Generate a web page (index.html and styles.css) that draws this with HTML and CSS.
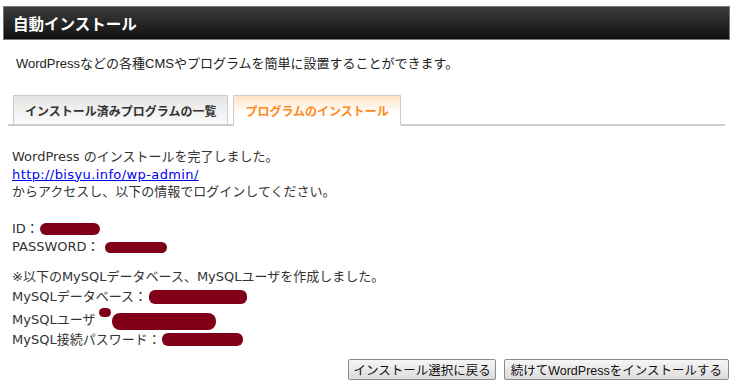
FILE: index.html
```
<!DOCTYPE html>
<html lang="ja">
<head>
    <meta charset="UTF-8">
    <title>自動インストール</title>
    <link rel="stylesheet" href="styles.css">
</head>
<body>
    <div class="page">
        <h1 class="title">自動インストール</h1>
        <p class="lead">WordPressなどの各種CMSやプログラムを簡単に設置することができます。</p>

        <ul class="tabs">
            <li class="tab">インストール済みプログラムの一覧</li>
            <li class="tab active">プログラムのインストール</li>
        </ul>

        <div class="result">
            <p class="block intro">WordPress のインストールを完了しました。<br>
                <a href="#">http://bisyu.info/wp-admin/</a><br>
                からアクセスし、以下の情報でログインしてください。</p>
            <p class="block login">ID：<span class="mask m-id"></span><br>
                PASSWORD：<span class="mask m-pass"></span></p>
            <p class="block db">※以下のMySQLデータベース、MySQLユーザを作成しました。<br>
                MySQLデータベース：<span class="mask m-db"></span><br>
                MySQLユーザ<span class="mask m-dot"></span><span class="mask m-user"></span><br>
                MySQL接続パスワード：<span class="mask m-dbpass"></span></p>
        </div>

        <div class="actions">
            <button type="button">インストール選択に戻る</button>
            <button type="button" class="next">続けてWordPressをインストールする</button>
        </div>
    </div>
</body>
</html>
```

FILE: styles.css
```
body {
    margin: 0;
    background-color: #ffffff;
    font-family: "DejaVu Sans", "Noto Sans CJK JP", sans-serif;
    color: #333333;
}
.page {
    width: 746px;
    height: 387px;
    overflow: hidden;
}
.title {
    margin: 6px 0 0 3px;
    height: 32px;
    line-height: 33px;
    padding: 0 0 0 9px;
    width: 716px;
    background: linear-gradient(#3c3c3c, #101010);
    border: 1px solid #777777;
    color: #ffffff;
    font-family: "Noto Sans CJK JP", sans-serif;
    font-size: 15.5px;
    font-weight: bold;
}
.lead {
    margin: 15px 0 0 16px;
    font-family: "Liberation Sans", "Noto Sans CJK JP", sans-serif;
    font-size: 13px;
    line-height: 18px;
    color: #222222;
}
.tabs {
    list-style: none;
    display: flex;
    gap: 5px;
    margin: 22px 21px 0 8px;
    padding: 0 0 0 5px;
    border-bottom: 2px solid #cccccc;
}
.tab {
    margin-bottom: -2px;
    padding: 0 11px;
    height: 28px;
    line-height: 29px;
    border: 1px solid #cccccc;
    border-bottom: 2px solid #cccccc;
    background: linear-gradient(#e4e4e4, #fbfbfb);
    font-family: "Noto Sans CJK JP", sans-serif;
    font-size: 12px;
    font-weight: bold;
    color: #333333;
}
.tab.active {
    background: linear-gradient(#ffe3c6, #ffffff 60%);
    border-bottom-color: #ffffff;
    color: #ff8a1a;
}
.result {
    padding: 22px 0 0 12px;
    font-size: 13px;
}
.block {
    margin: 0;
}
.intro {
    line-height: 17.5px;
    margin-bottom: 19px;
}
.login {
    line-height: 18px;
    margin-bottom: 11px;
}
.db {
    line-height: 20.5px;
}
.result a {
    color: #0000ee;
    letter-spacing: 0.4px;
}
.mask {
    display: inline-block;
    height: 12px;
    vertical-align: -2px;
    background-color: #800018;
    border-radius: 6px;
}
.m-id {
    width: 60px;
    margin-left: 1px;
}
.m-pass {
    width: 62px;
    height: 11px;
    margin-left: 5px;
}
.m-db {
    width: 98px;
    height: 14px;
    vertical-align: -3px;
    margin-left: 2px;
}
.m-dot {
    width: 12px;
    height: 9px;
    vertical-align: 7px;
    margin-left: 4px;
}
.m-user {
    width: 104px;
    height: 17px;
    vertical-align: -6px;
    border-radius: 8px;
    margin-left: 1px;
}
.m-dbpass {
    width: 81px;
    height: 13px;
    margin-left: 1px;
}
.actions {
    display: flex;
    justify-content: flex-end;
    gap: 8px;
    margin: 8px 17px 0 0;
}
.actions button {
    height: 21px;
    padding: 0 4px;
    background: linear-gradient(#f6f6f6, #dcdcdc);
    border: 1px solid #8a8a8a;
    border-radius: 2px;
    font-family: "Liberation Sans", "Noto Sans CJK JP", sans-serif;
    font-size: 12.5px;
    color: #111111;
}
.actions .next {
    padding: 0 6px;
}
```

○ ○ ○ ○ ○

Output all of the data exactly as it stands, minus any images.

Generate a web page (index.html and styles.css) that draws this with HTML and CSS.
FILE: index.html
```
<!DOCTYPE html>
<html lang="ja">
<head>
    <meta charset="UTF-8">
    <title>自動インストール</title>
    <link rel="stylesheet" href="styles.css">
</head>
<body>
    <div class="page">
        <h1 class="title">自動インストール</h1>
        <p class="lead">WordPressなどの各種CMSやプログラムを簡単に設置することができます。</p>

        <ul class="tabs">
            <li class="tab">インストール済みプログラムの一覧</li>
            <li class="tab active">プログラムのインストール</li>
        </ul>

        <div class="result">
            <p class="block intro">WordPress のインストールを完了しました。<br>
                <a href="#">http://bisyu.info/wp-admin/</a><br>
                からアクセスし、以下の情報でログインしてください。</p>
            <p class="block login">ID：<span class="mask m-id"></span><br>
                PASSWORD：<span class="mask m-pass"></span></p>
            <p class="block db">※以下のMySQLデータベース、MySQLユーザを作成しました。<br>
                MySQLデータベース：<span class="mask m-db"></span><br>
                MySQLユーザ<span class="mask m-dot"></span><span class="mask m-user"></span><br>
                MySQL接続パスワード：<span class="mask m-dbpass"></span></p>
        </div>

        <div class="actions">
            <button type="button">インストール選択に戻る</button>
            <button type="button" class="next">続けてWordPressをインストールする</button>
        </div>
    </div>
</body>
</html>
```

FILE: styles.css
```
body {
    margin: 0;
    background-color: #ffffff;
    font-family: "DejaVu Sans", "Noto Sans CJK JP", sans-serif;
    color: #333333;
}
.page {
    width: 746px;
    height: 387px;
    overflow: hidden;
}
.title {
    margin: 6px 0 0 3px;
    height: 32px;
    line-height: 33px;
    padding: 0 0 0 9px;
    width: 716px;
    background: linear-gradient(#3c3c3c, #101010);
    border: 1px solid #777777;
    color: #ffffff;
    font-family: "Noto Sans CJK JP", sans-serif;
    font-size: 15.5px;
    font-weight: bold;
}
.lead {
    margin: 15px 0 0 16px;
    font-family: "Liberation Sans", "Noto Sans CJK JP", sans-serif;
    font-size: 13px;
    line-height: 18px;
    color: #222222;
}
.tabs {
    list-style: none;
    display: flex;
    gap: 5px;
    margin: 22px 21px 0 8px;
    padding: 0 0 0 5px;
    border-bottom: 2px solid #cccccc;
}
.tab {
    margin-bottom: -2px;
    padding: 0 11px;
    height: 28px;
    line-height: 29px;
    border: 1px solid #cccccc;
    border-bottom: 2px solid #cccccc;
    background: linear-gradient(#e4e4e4, #fbfbfb);
    font-family: "Noto Sans CJK JP", sans-serif;
    font-size: 12px;
    font-weight: bold;
    color: #333333;
}
.tab.active {
    background: linear-gradient(#ffe3c6, #ffffff 60%);
    border-bottom-color: #ffffff;
    color: #ff8a1a;
}
.result {
    padding: 22px 0 0 12px;
    font-size: 13px;
}
.block {
    margin: 0;
}
.intro {
    line-height: 17.5px;
    margin-bottom: 19px;
}
.login {
    line-height: 18px;
    margin-bottom: 11px;
}
.db {
    line-height: 20.5px;
}
.result a {
    color: #0000ee;
    letter-spacing: 0.4px;
}
.mask {
    display: inline-block;
    height: 12px;
    vertical-align: -2px;
    background-color: #800018;
    border-radius: 6px;
}
.m-id {
    width: 60px;
    margin-left: 1px;
}
.m-pass {
    width: 62px;
    height: 11px;
    margin-left: 5px;
}
.m-db {
    width: 98px;
    height: 14px;
    vertical-align: -3px;
    margin-left: 2px;
}
.m-dot {
    width: 12px;
    height: 9px;
    vertical-align: 7px;
    margin-left: 4px;
}
.m-user {
    width: 104px;
    height: 17px;
    vertical-align: -6px;
    border-radius: 8px;
    margin-left: 1px;
}
.m-dbpass {
    width: 81px;
    height: 13px;
    margin-left: 1px;
}
.actions {
    display: flex;
    justify-content: flex-end;
    gap: 8px;
    margin: 8px 17px 0 0;
}
.actions button {
    height: 21px;
    padding: 0 4px;
    background: linear-gradient(#f6f6f6, #dcdcdc);
    border: 1px solid #8a8a8a;
    border-radius: 2px;
    font-family: "Liberation Sans", "Noto Sans CJK JP", sans-serif;
    font-size: 12.5px;
    color: #111111;
}
.actions .next {
    padding: 0 6px;
}
```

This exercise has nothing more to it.